Key elements to highlight
- Clear connection to place: Explain how your project responds to coastal life, local history, tourism, or small-town dynamics.
- Community component: Describe what you want to do with residents – workshops, interviews, walks, collaborative works, or open studio processes.
- Use of facilities: Show how the available studios (ceramics, sculpture, film, etc.) support your project rather than mentioning them vaguely.
- Realistic scale: Propose a project that can be developed in 2–3 months with the resources likely available.
- Public outcome: Outline how your exhibition or presentation will be accessible and engaging for local audiences.
Practical preparation checklist
- Gather a concise portfolio with examples of site-specific or socially engaged work if you have them.
- Write a project description with a clear research question or focus related to Ustka.
- Prepare a rough timeline showing how you move from research to production to public presentation within the residency period.

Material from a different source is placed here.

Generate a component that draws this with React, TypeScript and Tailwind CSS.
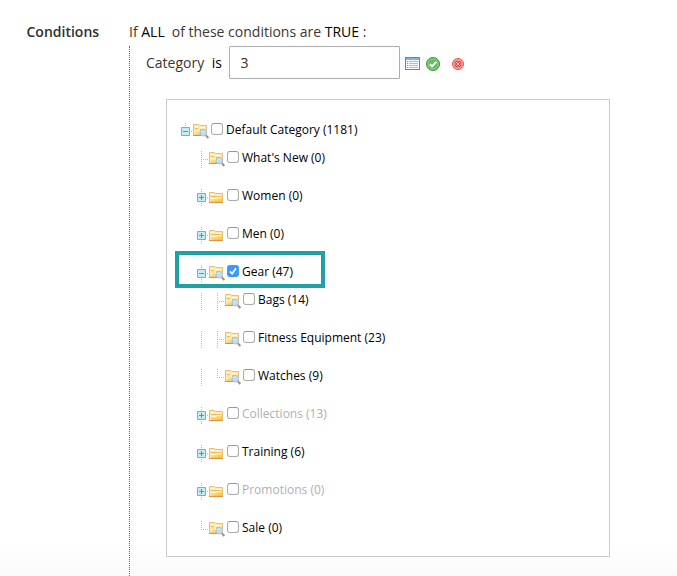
import React from 'react';

type Toggle = 'plus' | 'minus' | 'elbow' | 'elbow-end';

interface Category {
  id: number;
  name: string;
  count: number;
  depth: number;
  toggle: Toggle;
  leaf?: boolean;
  checked?: boolean;
  disabled?: boolean;
  highlighted?: boolean;
}

const categories: Category[] = [
  { id: 2, name: 'Default Category', count: 1181, depth: 0, toggle: 'minus', leaf: true },
  { id: 38, name: "What's New", count: 0, depth: 1, toggle: 'elbow', leaf: true },
  { id: 20, name: 'Women', count: 0, depth: 1, toggle: 'plus' },
  { id: 11, name: 'Men', count: 0, depth: 1, toggle: 'plus' },
  { id: 3, name: 'Gear', count: 47, depth: 1, toggle: 'minus', leaf: true, checked: true, highlighted: true },
  { id: 4, name: 'Bags', count: 14, depth: 2, toggle: 'elbow', leaf: true },
  { id: 5, name: 'Fitness Equipment', count: 23, depth: 2, toggle: 'elbow', leaf: true },
  { id: 6, name: 'Watches', count: 9, depth: 2, toggle: 'elbow-end', leaf: true },
  { id: 7, name: 'Collections', count: 13, depth: 1, toggle: 'plus', disabled: true },
  { id: 9, name: 'Training', count: 6, depth: 1, toggle: 'plus' },
  { id: 29, name: 'Promotions', count: 0, depth: 1, toggle: 'plus', disabled: true },
  { id: 37, name: 'Sale', count: 0, depth: 1, toggle: 'elbow-end', leaf: true },
];

function TreeLine({ toggle, isRoot }: { toggle: Toggle | 'line'; isRoot?: boolean }) {
  const bottom = toggle === 'elbow-end' ? 10 : isRoot ? 6 : 18;
  const hasBox = toggle === 'plus' || toggle === 'minus';

  return (
    <svg width="16" height="18" viewBox="0 0 16 18" shapeRendering="crispEdges" className="shrink-0">
      <path d={`M8.5 1V${bottom}`} stroke="#b8b8b8" strokeDasharray="1 1" fill="none" />
      {toggle !== 'line' && <path d="M10 9.5H16" stroke="#b8b8b8" strokeDasharray="1 1" fill="none" />}
      {hasBox && (
        <>
          <rect x="4" y="5" width="9" height="9" rx="1" fill="#56bdd0" shapeRendering="auto" />
          <rect x="5" y="6" width="7" height="7" fill="#c4edf6" />
          <rect x="6" y="9" width="5" height="1" fill="#35a5bb" />
          {toggle === 'plus' && <rect x="8" y="7" width="1" height="5" fill="#35a5bb" />}
        </>
      )}
    </svg>
  );
}

function FolderIcon({ leaf }: { leaf?: boolean }) {
  return (
    <svg width="16" height="18" viewBox="0 0 16 18" className="shrink-0 overflow-visible">
      <defs>
        <linearGradient id="folderFront" x1="0" y1="0" x2="0.6" y2="1">
          <stop offset="0" stopColor="#fff8d0" />
          <stop offset="0.4" stopColor="#fbdf83" />
          <stop offset="1" stopColor="#f6c544" />
        </linearGradient>
      </defs>
      {leaf ? (
        <>
          <path d="M0.5 13.5V2.5H5.5L6.5 3.5H13.5V13.5Z" fill="#fdeab0" stroke="#e6be76" />
          <path d="M2 4.5H5M7 5.5H12" stroke="#fffdf0" />
          <path d="M2 6.5H5M7 7.5H12" stroke="#efb95a" />
          <path d="M2 13V9.5H6L7.5 8.5H13V13Z" fill="url(#folderFront)" />
          <path d="M0 13.5H9" stroke="#dc9145" />
          <path d="M12.6 13.2L15.4 16" stroke="#c5824d" strokeWidth="1.9" />
          <circle cx="10.4" cy="10.7" r="3.3" fill="#c2dcf8" stroke="#a5c1e2" />
          <path d="M8.6 10.4C8.9 9.4 9.6 9 10.7 9" stroke="#e7f5ff" fill="none" />
        </>
      ) : (
        <>
          <path d="M0.5 14.5V4.5H5.5L6.5 5.5H13.5V14.5Z" fill="#fdeab0" stroke="#e6be76" />
          <path d="M2 6.5H5M7 7.5H12" stroke="#fffdf0" />
          <path d="M2 8.5H6L7 8.5H12" stroke="#efb95a" />
          <path d="M2 14V10.5H6.5L8 9H13V14Z" fill="url(#folderFront)" />
          <path d="M3 10.5H6.7L8.2 9.5H12" stroke="#fffbe0" fill="none" />
          <path d="M0 14.5H14" stroke="#dc9145" />
        </>
      )}
    </svg>
  );
}

function Checkbox({ checked }: { checked?: boolean }) {
  if (checked) {
    return (
      <span className="mb-1 ml-0.5 flex size-3 shrink-0 items-center justify-center rounded-[3px] bg-[#3b99fc]">
        <svg width="12" height="12" viewBox="0 0 12 12">
          <path d="M3 6.4L5.1 8.7L9 3.2" fill="none" stroke="#fff" strokeWidth="1.7" />
        </svg>
      </span>
    );
  }
  return (
    <span className="mb-1 ml-0.5 size-3 shrink-0 rounded-[3px] border border-[#acacac] border-t-[#989898] bg-white" />
  );
}

function CategoryRow({ category }: { category: Category }) {
  const { name, count, depth, toggle, leaf, checked, disabled, highlighted } = category;

  return (
    <li className={`relative flex h-[18px] items-center ${toggle === 'minus' ? 'mb-2.5' : 'mb-5'}`}>
      {depth > 0 && <span className="w-4 shrink-0" />}
      {depth > 1 && <TreeLine toggle="line" />}
      <TreeLine toggle={toggle} isRoot={depth === 0} />
      <FolderIcon leaf={leaf} />
      <Checkbox checked={checked} />
      <span className={`mb-[3px] ml-[3px] whitespace-nowrap ${disabled ? 'text-[#b0b0b0]' : 'text-black'}`}>
        {name} ({count})
      </span>
      {highlighted && (
        <span className="absolute -top-[13px] -left-[2px] h-[37px] w-[150px] border-4 border-[#1fa0a2]" />
      )}
    </li>
  );
}

function ListIcon() {
  return (
    <svg width="15" height="13" viewBox="0 0 15 13" shapeRendering="crispEdges">
      <rect width="15" height="13" fill="#5f86bd" />
      <rect x="1" y="1" width="13" height="2" fill="#82b0ee" />
      <rect x="1" y="3" width="13" height="9" fill="#f5f8fc" />
      <path d="M2 4.5H3M2 6.5H3M2 8.5H3M2 10.5H3" stroke="#6f9bd0" />
      <path d="M4 4.5H13M4 6.5H13M4 8.5H13M4 10.5H13" stroke="#b9bbbf" />
    </svg>
  );
}

function ApplyIcon() {
  return (
    <svg width="14" height="14" viewBox="0 0 14 14">
      <circle cx="7" cy="7" r="6.5" fill="#5ab558" stroke="#3f9442" />
      <circle cx="7" cy="7" r="5.2" fill="#62bc5f" stroke="#a2d99f" strokeWidth="0.8" />
      <path d="M3.9 7.2L6.2 9.4L10.2 4.9" fill="none" stroke="#fff" strokeWidth="2" />
    </svg>
  );
}

function RemoveIcon() {
  return (
    <svg width="12" height="12" viewBox="0 0 12 12">
      <circle cx="6" cy="6" r="5.5" fill="#f58a84" stroke="#ea5450" />
      <circle cx="6" cy="6" r="4.4" fill="none" stroke="#f9aaa4" strokeWidth="0.8" />
      <path d="M3.5 3.5L8.5 8.5M8.5 3.5L3.5 8.5" stroke="#d93438" strokeWidth="2.4" />
      <path d="M3.7 3.7L8.3 8.3M8.3 3.7L3.7 8.3" stroke="#ffdedb" strokeWidth="1" />
    </svg>
  );
}

export default function App() {
  return (
    <div className="flex h-[576px] w-[677px] overflow-hidden bg-linear-to-b from-white from-95% to-[#fafafa] font-['Open_Sans',sans-serif] text-sm text-[#41362f]">
      <div className="w-[129px] shrink-0 pt-[22px] pl-[26.5px] leading-5 font-semibold text-[#303030]">
        Conditions
      </div>

      <div className="flex flex-col pt-[22px]">
        <div className="flex h-6 leading-5 whitespace-pre">
          <span>If </span>
          <span className="text-black">ALL</span>
          <span className="ml-[7px]">of these conditions are </span>
          <span className="text-black">TRUE</span>
          <span> :</span>
        </div>

        <div className="flex-1 border-l border-dotted border-[#666] pl-4">
          <div className="flex h-[33px] items-center">
            <span>Category</span>
            <span className="ml-[7.5px] text-black">is</span>
            <div className="ml-[7.5px] flex h-[33px] w-[171px] items-center rounded-[1px] border border-[#adadad] bg-white pl-2.5 text-[#303030]">
              3
            </div>
            <div className="ml-[5px] flex items-center pt-0.5">
              <ListIcon />
              <span className="ml-1.5"><ApplyIcon /></span>
              <span className="ml-3"><RemoveIcon /></span>
            </div>
          </div>

          <ul className="mt-5 ml-5 h-[458px] w-[444px] border border-[#ccc] bg-white pt-[22px] pl-2.5 text-xs leading-4">
            {categories.map((category) => (
              <CategoryRow key={category.id} category={category} />
            ))}
          </ul>
        </div>
      </div>
    </div>
  );
}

- Draft a simple materials and budget list, distinguishing what you hope the institution provides and what you plan to bring or fund yourself.
- Check your language skills and be honest about your ability to communicate in English with staff and participants.
If you plan well and align your project with Ustka’s public and social context, the residency can act as a focused lab for testing how your work meets a specific place and community, with enough time and infrastructure to do it properly.